6 rights remained unenforceable until such time as the US approved his transfer. But
they did not cease to exist and, once a transfer was possible and the Applicant
decided to exercise them in the limited fashion available to him, they came to
the fore and the Minister was required to recognize them in whatever action, or
inaction, he engaged in concerning the Applicant’s transfer. In my opinion, the
international regime for the transfer of prisoners back to Canada does not displace
Mobility Rights under the Charter. The regime exists to allow those Charter
rights to be exercised, albeit in the limited context of continuing
incarceration.
[20]
While
Justice Russell concluded that the transfer process engaged the applicant’s
section 6 Charter right to enter Canada, the factual
circumstances of the case must also be considered. In Van Vlymen,
Justice Russell was faced with a situation wherein the Minister (at that time
the Solicitor General) failed to make a decision on the applicant’s transfer
request for roughly ten years. As Justice Russell stated at paragraph 80 when
addressing the context of the matter before the Court:
¶ 80 The real “matter” that is the focus of
this application is not, in my opinion, the March 1, 2000, decision by the
Respondent approving the Applicant’s return to Canada to serve out his prison
sentence; it is, rather, the roughly ten years of procrastination,
evasiveness, obfuscation and general bad faith by the Respondent that ensured
the Applicant remained in the U.S. prison system as long as possible, and
that postponed the transfer decision in favour of the Applicant until formal
legal proceedings were commenced against the Respondent on February 3, 2000.
[Emphasis added.]
[21]
Accordingly,
while Justice Russell found that the applicant’s section 6 mobility rights were
engaged by the process, no consideration was given to whether the provisions of
the former Act could be seen as reasonable limits, prescribed by law,
demonstrably justified in a free and democratic society, and therefore saved
under section 1 of the Charter. The fact that Justice Russell’s decision
is primarily focussed on the lack of consideration by the Minister is readily
apparent in his analysis of the applicant’s Charter argument at
paragraphs 106-109:
¶
106 My review of the record leads me to the conclusion that the impugned
Regulations were never used to refuse the Applicant a transfer back to Canada.

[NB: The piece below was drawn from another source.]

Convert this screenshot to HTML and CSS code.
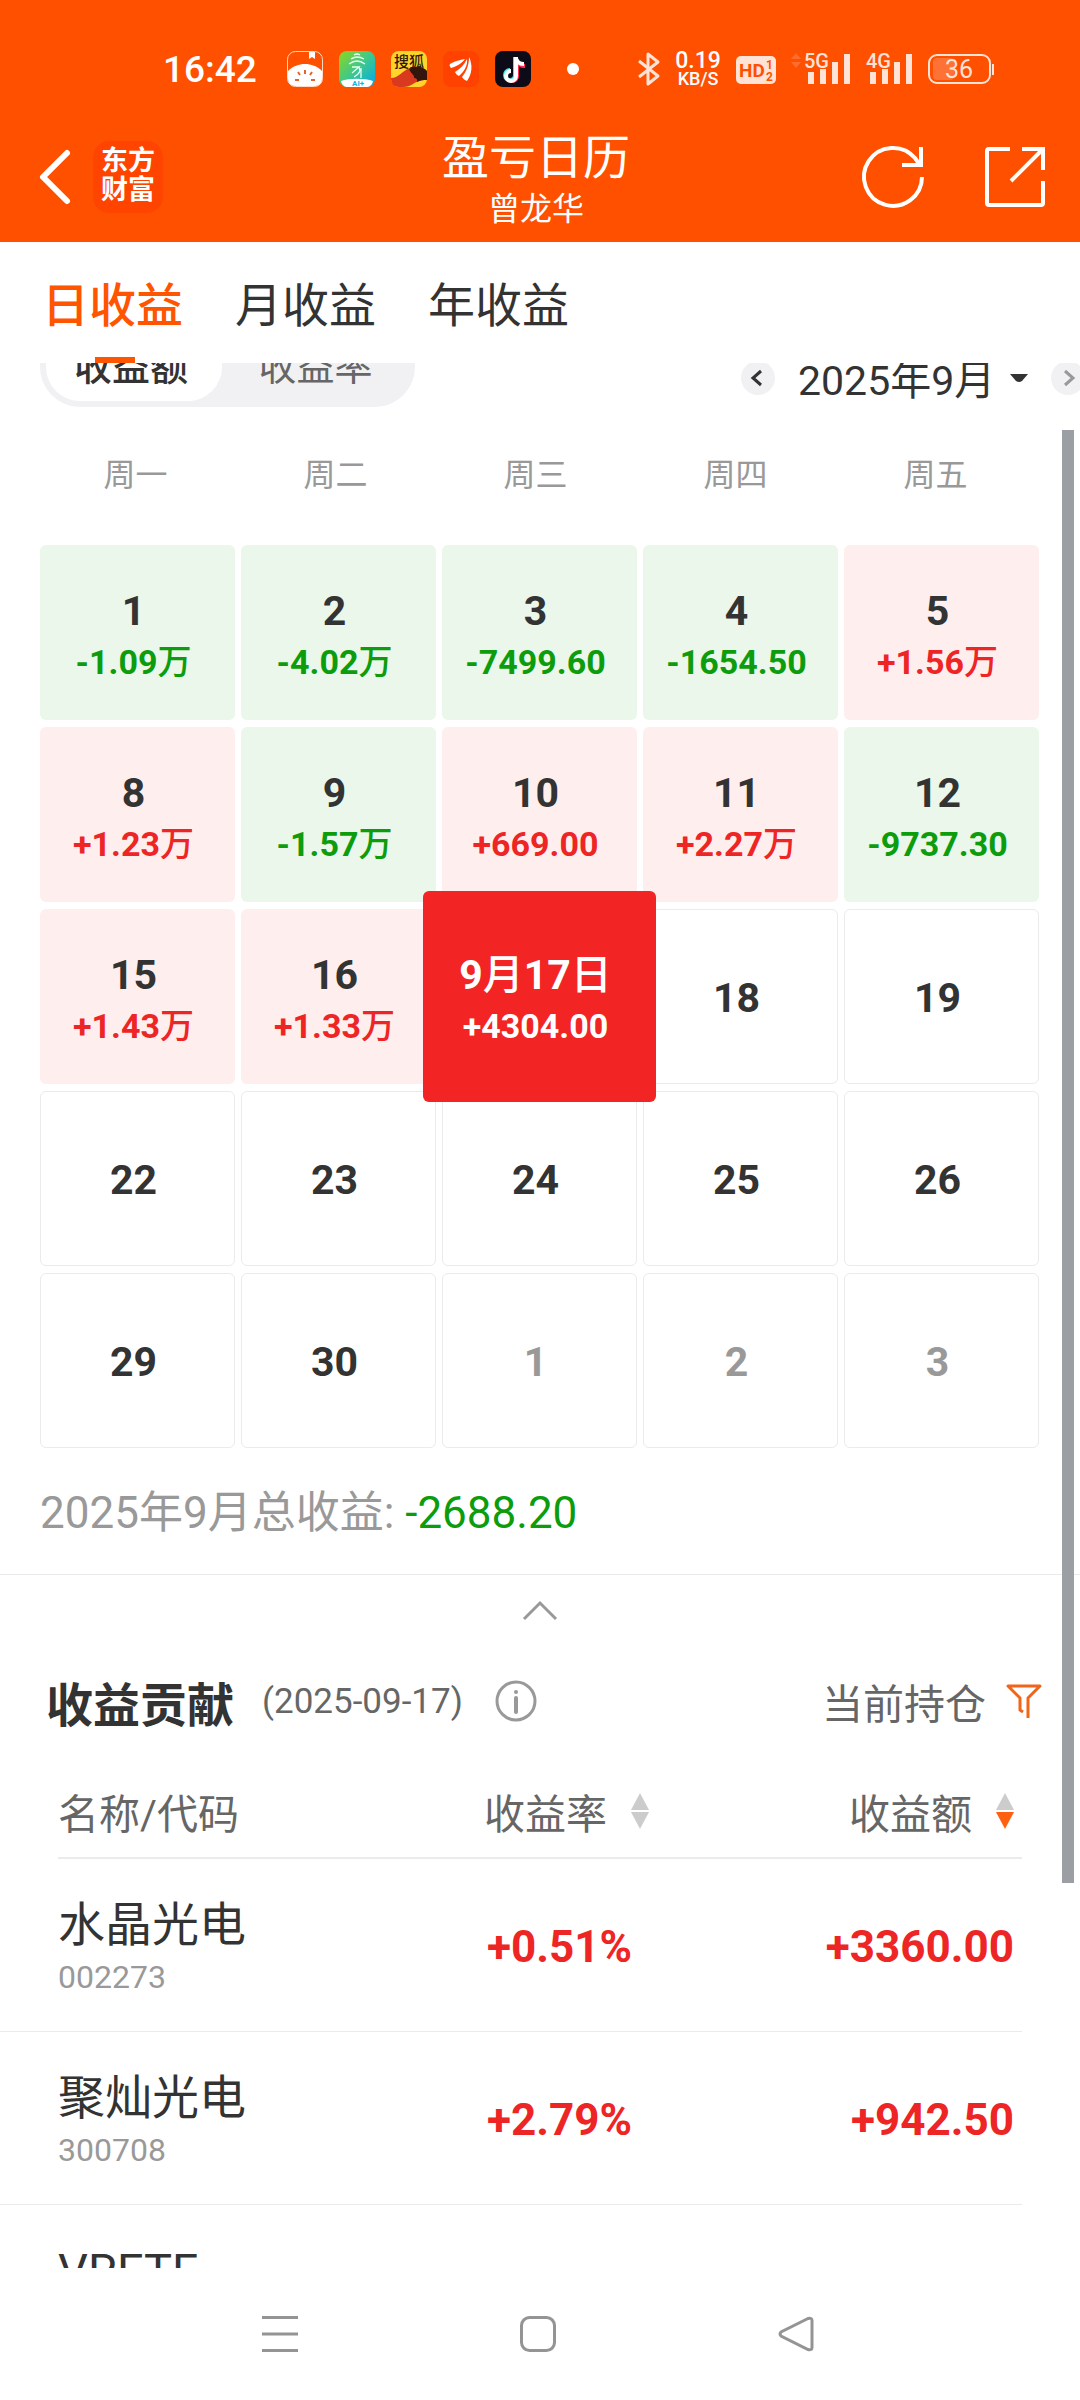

What happened, rather, was that the Respondent never told the Applicant why a
decision had not been made and kept him in the dark concerning the objections
that had been raised about his transfer.
¶
107 Hence, it is difficult to characterize the role that the impugned
Regulations played in this matter. On the one hand, it might be said that
such a long delay was, in effect, a decision to refuse the transfer request. …
¶
108 On the other hand, we could say that the Respondent’s conduct was, in
effect, a refusal to apply the Regulations and make a decision. The Respondent
made a decision and applied the Regulations in March 2000, at which time the
Regulations did not stand in the way of the Applicant’s transfer.
¶
109 On the whole, I am inclined to think that the Respondent’s conduct under
review was a refusal to make a decision in accordance with the Regulations and
the Applicant’s Charter rights. Hence, I do not believe that the
constitutionality of the Regulations arises on these facts.
[Emphasis added.]
[22]
In
arguing that the applicant’s reliance on Van Vlymen is misplaced, the
respondent relies on the recent decision of this Court in Kozarov,
above, wherein Justice Harrington addressed the applicability of Van Vlymen
to a situation similar to the one currently before the Court. As Justice
Harrington stated at paragraph 34 of Kozarov:
¶ 34 I do not think that the decision of Mr.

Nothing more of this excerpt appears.